A camera module performs a function of photographing a subject and storing it as an image or video, and is mounted on a mobile terminal such as a mobile phone, a laptop computer, a drone, or a vehicle, etc.

On the other hand, portable devices such as smartphones, tablet PCs, and laptops have micro-camera modules built-in, and these camera modules automatically adjust the distance between the image sensor and the lens to align the focal length of the lens with an autofocus function.

Recently, camera modules can perform a zooming function of zooming up or zooming out, which increases or decreases the magnification of a distant subject through a zoom lens. There is an increasing demand for high magnification zooming that is more than twice that of recent camera module.

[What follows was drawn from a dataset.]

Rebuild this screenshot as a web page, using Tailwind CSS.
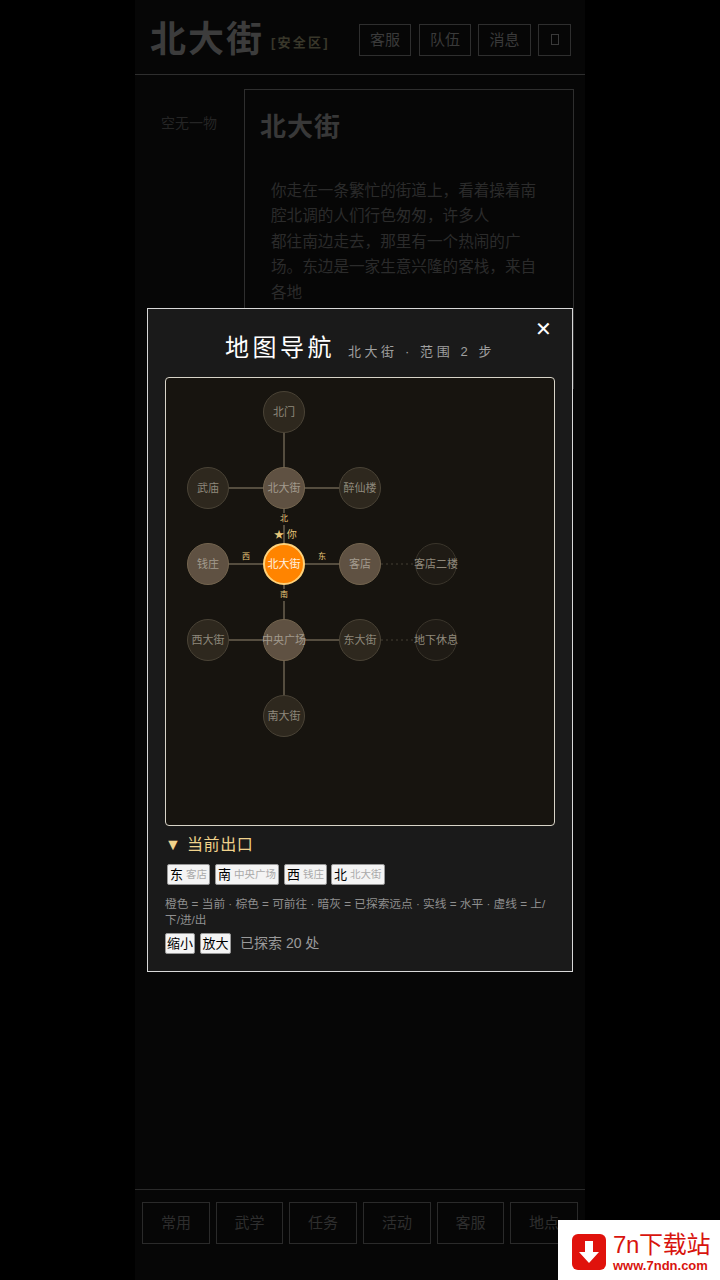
<!DOCTYPE html>
<html lang="zh">

<head>
    <meta charset="UTF-8" />
    <meta name="viewport" content="width=device-width, initial-scale=1.0" />
    <title>北大街</title>
    <script src="https://cdn.jsdelivr.net/npm/@tailwindcss/browser@4"></script>
</head>

<body class="bg-black h-[1280px] overflow-hidden relative font-['Liberation_Sans','Noto_Sans_CJK_SC',sans-serif]">
    <!-- 底层页面（被遮罩压暗） -->
    <div class="w-[450px] h-[1280px] mx-auto bg-[#060606] flex flex-col">
        <header class="h-[75px] shrink-0 border-b border-[#2e2e2e] flex items-center pl-[15px] pr-[14px] pt-[6px]">
            <h1 class="text-[36px] font-bold text-[#3c3c3c] tracking-[2px] leading-none">北大街</h1>
            <span class="ml-[7px] mt-[5px] text-[13px] font-bold tracking-[2.2px] text-[#39372a] whitespace-nowrap">[安全区]</span>
            <div class="ml-auto flex gap-[7px] text-[#3a3a3a] text-[15px]">
                <div class="w-[52px] h-[32px] border border-[#2e2e2e] flex items-center justify-center mr-[1px]">客服</div>
                <div class="w-[52px] h-[32px] border border-[#2e2e2e] flex items-center justify-center">队伍</div>
                <div class="w-[53px] h-[32px] border border-[#2e2e2e] flex items-center justify-center">消息</div>
                <div class="w-[33px] h-[32px] border border-[#2e2e2e] flex items-center justify-center">
                    <span class="block w-[8px] h-[11px] border border-[#3a3a3a] -mt-[2px]"></span>
                </div>
            </div>
        </header>
        <div class="flex flex-1 pt-[14px]">
            <div class="w-[109px] shrink-0 pt-[24px] pl-[26px] text-[14px] text-[#252525]">空无一物</div>
            <div class="w-[330px] h-[300px] border border-[#2e2e2e] pl-[15px]">
                <h2 class="text-[26px] font-bold text-[#383838] tracking-[1px] mt-[20px] leading-[34px]">北大街</h2>
                <p class="w-[270px] mt-[34px] ml-[11px] text-[15.6px] leading-[25.4px] text-[#2b2b2b]">你走在一条繁忙的街道上，看着操着南腔北调的人们行色匆匆，许多人<br />都往南边走去，那里有一个热闹的广场。东边是一家生意兴隆的客栈，来自各地</p>
            </div>
        </div>
        <nav class="h-[91px] shrink-0 border-t border-[#2a2a2a] flex gap-[6px] pl-[7px] pt-[12px] text-[15px] text-[#2e2e2e]">
            <div class="w-[68px] h-[42px] border border-[#2a2a2a] flex items-center justify-center">常用</div>
            <div class="w-[67px] h-[42px] border border-[#2a2a2a] flex items-center justify-center">武学</div>
            <div class="w-[68px] h-[42px] border border-[#2a2a2a] flex items-center justify-center">任务</div>
            <div class="w-[68px] h-[42px] border border-[#2a2a2a] flex items-center justify-center">活动</div>
            <div class="w-[67px] h-[42px] border border-[#2a2a2a] flex items-center justify-center">客服</div>
            <div class="w-[68px] h-[42px] border border-[#2a2a2a] flex items-center justify-center">地点</div>
        </nav>
    </div>

    <!-- 地图弹窗 -->
    <div class="absolute left-[147px] top-[308px] w-[426px] h-[664px] bg-[#1a1a1a] border border-[#d8d8d8] pt-[17px] px-[17px] text-[#aaaaaa]">
        <button class="absolute right-[20px] top-[10px] text-white text-[20px] leading-[20px]">✕</button>
        <div class="h-[51px] flex items-baseline justify-center gap-[13px] whitespace-nowrap">
            <span class="text-[24px] leading-[44px] text-white tracking-[3.5px]">地图导航</span>
            <span class="text-[13px] text-[#a0a0a0] tracking-[3.6px]">北大街 · 范围 2 步</span>
        </div>

        <div class="relative w-[390px] h-[449px] bg-[#17140f] border border-[#d8d4c8] rounded-[4px]">
            <svg class="absolute left-0 top-0" width="388" height="447" viewBox="0 0 388 447" fill="none">
                <g stroke="#6b6150" stroke-width="1.5">
                    <path d="M118 34V338" />
                    <path d="M41 110H194" />
                    <path d="M41 186H194" />
                    <path d="M41 262H194" />
                </g>
                <g stroke="#453f34" stroke-width="1" stroke-dasharray="2 3">
                    <path d="M215 186H270" />
                    <path d="M215 262H270" />
                </g>
            </svg>

            <!-- 节点 -->
            <div class="absolute left-[97px] top-[13px] w-[42px] h-[42px] rounded-full bg-[#2e281e] border border-[#4a4336] flex items-center justify-center text-[11px] text-[#8f897c] whitespace-nowrap">北门</div>
            <div class="absolute left-[21px] top-[89px] w-[42px] h-[42px] rounded-full bg-[#2e281e] border border-[#4a4336] flex items-center justify-center text-[11px] text-[#8f897c] whitespace-nowrap">武庙</div>
            <div class="absolute left-[97px] top-[89px] w-[42px] h-[42px] rounded-full bg-[#5f5142] border border-[#74654f] flex items-center justify-center text-[11px] text-[#a39b8e] whitespace-nowrap">北大街</div>
            <div class="absolute left-[173px] top-[89px] w-[42px] h-[42px] rounded-full bg-[#2e281e] border border-[#4a4336] flex items-center justify-center text-[11px] text-[#8f897c] whitespace-nowrap">醉仙楼</div>
            <div class="absolute left-[21px] top-[165px] w-[42px] h-[42px] rounded-full bg-[#5f5142] border border-[#74654f] flex items-center justify-center text-[11px] text-[#a39b8e] whitespace-nowrap">钱庄</div>
            <div class="absolute left-[97px] top-[165px] w-[42px] h-[42px] rounded-full bg-[#ff8400] border-2 border-[#ffd27a] flex items-center justify-center text-[11px] text-[#fff2e0] whitespace-nowrap">北大街</div>
            <div class="absolute left-[173px] top-[165px] w-[42px] h-[42px] rounded-full bg-[#5f5142] border border-[#74654f] flex items-center justify-center text-[11px] text-[#a39b8e] whitespace-nowrap">客店</div>
            <div class="absolute left-[249px] top-[165px] w-[42px] h-[42px] rounded-full bg-[#1f1b15] border border-[#3a352b] flex items-center justify-center text-[11px] text-[#8f897c] whitespace-nowrap">客店二楼</div>
            <div class="absolute left-[21px] top-[241px] w-[42px] h-[42px] rounded-full bg-[#2e281e] border border-[#4a4336] flex items-center justify-center text-[11px] text-[#8f897c] whitespace-nowrap">西大街</div>
            <div class="absolute left-[97px] top-[241px] w-[42px] h-[42px] rounded-full bg-[#5f5142] border border-[#74654f] flex items-center justify-center text-[11px] text-[#a39b8e] whitespace-nowrap">中央广场</div>
            <div class="absolute left-[173px] top-[241px] w-[42px] h-[42px] rounded-full bg-[#2e281e] border border-[#4a4336] flex items-center justify-center text-[11px] text-[#8f897c] whitespace-nowrap">东大街</div>
            <div class="absolute left-[249px] top-[241px] w-[42px] h-[42px] rounded-full bg-[#1f1b15] border border-[#3a352b] flex items-center justify-center text-[11px] text-[#8f897c] whitespace-nowrap">地下休息</div>
            <div class="absolute left-[97px] top-[317px] w-[42px] h-[42px] rounded-full bg-[#2e281e] border border-[#4a4336] flex items-center justify-center text-[11px] text-[#8f897c] whitespace-nowrap">南大街</div>

            <!-- 方向标记 -->
            <span class="absolute left-[114px] top-[135px] text-[8px] leading-[12px] text-[#e8c77a] bg-[#17140f]">北</span>
            <span class="absolute left-[114px] top-[211px] text-[8px] leading-[12px] text-[#e8c77a] bg-[#17140f]">南</span>
            <span class="absolute left-[76px] top-[174px] text-[8px] leading-[10px] text-[#e8c77a]">西</span>
            <span class="absolute left-[152px] top-[174px] text-[8px] leading-[10px] text-[#e8c77a]">东</span>
            <span class="absolute left-[108px] top-[151px] text-[10px] leading-[12px] text-[#e8c77a] whitespace-nowrap">★ 你</span>
        </div>

        <div class="mt-[7px] text-[16px] leading-[24px] tracking-[0.6px] text-[#f0d28c] flex items-center"><span class="text-[16px] w-[22px]">▼</span>当前出口</div>

        <div class="mt-[7px] ml-[2px] flex gap-[5px]">
            <div class="h-[21px] px-[2px] bg-[#f4f4f4] border border-[#999999] rounded-[2px] flex items-center gap-[3px] text-[13px] text-black whitespace-nowrap">东<span class="text-[10.5px] text-[#aaaaaa]">客店</span></div>
            <div class="h-[21px] px-[2px] bg-[#f4f4f4] border border-[#999999] rounded-[2px] flex items-center gap-[3px] text-[13px] text-black whitespace-nowrap">南<span class="text-[10.5px] text-[#aaaaaa]">中央广场</span></div>
            <div class="h-[21px] px-[2px] bg-[#f4f4f4] border border-[#999999] rounded-[2px] flex items-center gap-[3px] text-[13px] text-black whitespace-nowrap">西<span class="text-[10.5px] text-[#aaaaaa]">钱庄</span></div>
            <div class="h-[21px] px-[2px] bg-[#f4f4f4] border border-[#999999] rounded-[2px] flex items-center gap-[3px] text-[13px] text-black whitespace-nowrap -ml-[1px]">北<span class="text-[10.5px] text-[#aaaaaa]">北大街</span></div>
        </div>

        <p class="mt-[11px] text-[11.7px] leading-[16px] text-[#8f8f8f] whitespace-nowrap">橙色 = 当前 · 棕色 = 可前往 · 暗灰 = 已探索远点 · 实线 = 水平 · 虚线 = 上/<br />下/进/出</p>

        <div class="mt-[5px] flex items-center gap-[5px]">
            <div class="h-[21px] w-[30px] bg-[#f4f4f4] border border-[#999999] rounded-[2px] flex items-center justify-center text-[13px] text-black whitespace-nowrap">缩小</div>
            <div class="h-[21px] w-[31px] bg-[#f4f4f4] border border-[#999999] rounded-[2px] flex items-center justify-center text-[13px] text-black whitespace-nowrap">放大</div>
            <span class="ml-[4px] text-[14px] text-[#9a9a9a]">已探索 20 处</span>
        </div>
    </div>

    <!-- 水印 -->
    <div class="absolute right-0 bottom-0 w-[162px] h-[60px] bg-white flex items-center pl-[14px] pt-[4px] gap-[7px]">
        <svg width="34" height="36" viewBox="0 0 34 36">
            <rect x="0" y="0" width="34" height="36" rx="6" fill="#e0120c" />
            <path d="M13 7H21V18H27L17 29L7 18H13Z" fill="#ffffff" />
        </svg>
        <div class="text-[#d8140e] flex flex-col">
            <span class="text-[24px] leading-[26px] whitespace-nowrap -tracking-[0.3px]">7n下载站</span>
            <span class="text-[13px] leading-[15px] font-bold whitespace-nowrap">www.7ndn.com</span>
        </div>
    </div>
</body>

</html>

On the other hand, friction torque is generated when the lens is moved by mechanical movement using the lens actuator for the zooming function in the camera module, and there are technical problems in that this friction torque reduces driving force, increases power consumption, or decreases control characteristics.

In addition, in order to achieve the best optical characteristics in the camera module, the alignment between the lenses must be well matched. But when a decent which the spherical center between the lenses is deviated from the optical axis or a tilt which is a lens inclination phenomenon occurs, the angle of view changes or defocus occurs, which adversely affects the image quality and resolution.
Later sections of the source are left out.